Art that can not shape society and therefore also can not penetrate the heart questions of society, [and] in the end influence the question of capital, is no art.
-Joseph Beuys, 1985
Joseph Beuys, artist and activist, locked himself in a room for three days with a Coyote, to make peace with what North American indigenous peoples thought of as a God and teacher, but were mere pests to the inhabitants of the New World.
Bryan Belanger intends to modernize Beuys performance by suggesting when “we” killed the mythological tricksters, North Americans took on their persona and we've tricked ourselves into working against the land and it inhabitants, to the extent we treat our farmers like pests.

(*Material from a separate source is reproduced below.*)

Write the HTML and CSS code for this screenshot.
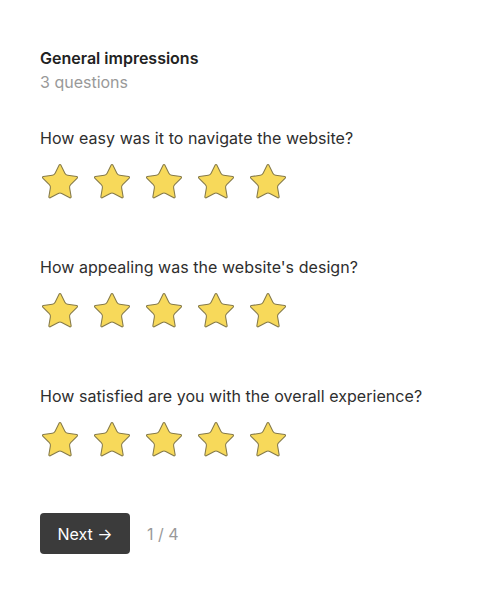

Although one may find it difficult to compare the dangers of living with a coyote compared to a hen, with the threat of H5N1 and Listeria looming being our obsession with quantity (certainly not quality) there is no animal more dangerous, and not until we hold those who bare food, land, animal and farmers, will we ever reach our potential.
After listening to the CBC program “Diet For A Hungry Planet”, I realized how ignorant I am where my food comes from and wondered if other Canadians were as disconnected as I.
http://www.cbc.ca/thecurrent/hungryplanet2.html (episode 6 in particular)
Last year, while 2 of 3 Canadians became overweight, 30,000 farmers in Karnataka, India, committed suicide using pesticides, unable to afford the food they grow. Meanwhile, our farmers are going out of business. How is it food cost have risen 3% yet farmers receive 35% less income? Something is not adding up.
I'm not a big eater though I am aware food can in some sense be a drug or a source of pleasure to many North Americans. So I will give up beer, coffee, casual cigarettes, and my physical freedom to exercise my freedom of choice, by living off local produce as well as my own product, art.
In a thriving society people and their products flourish and their surplus of positive, creative energy yield extras beyond basic necessities, such as art, craft, and music that enrich the lives of a community.
I'm suggesting if we moderate our luxuries now they're less likely to be taken from us in the future.
During this time I call on the creativity of anyone at all interested to share their views on farming.
Is Canada a better place to live because we save 20 cents an apple buying abroad? What happens when Canadian farmers shut down and we becoming increasingly more dependent on overseas farming?
“It is not necessary to paint a man with a gun, an apple can be just as revolutionary.”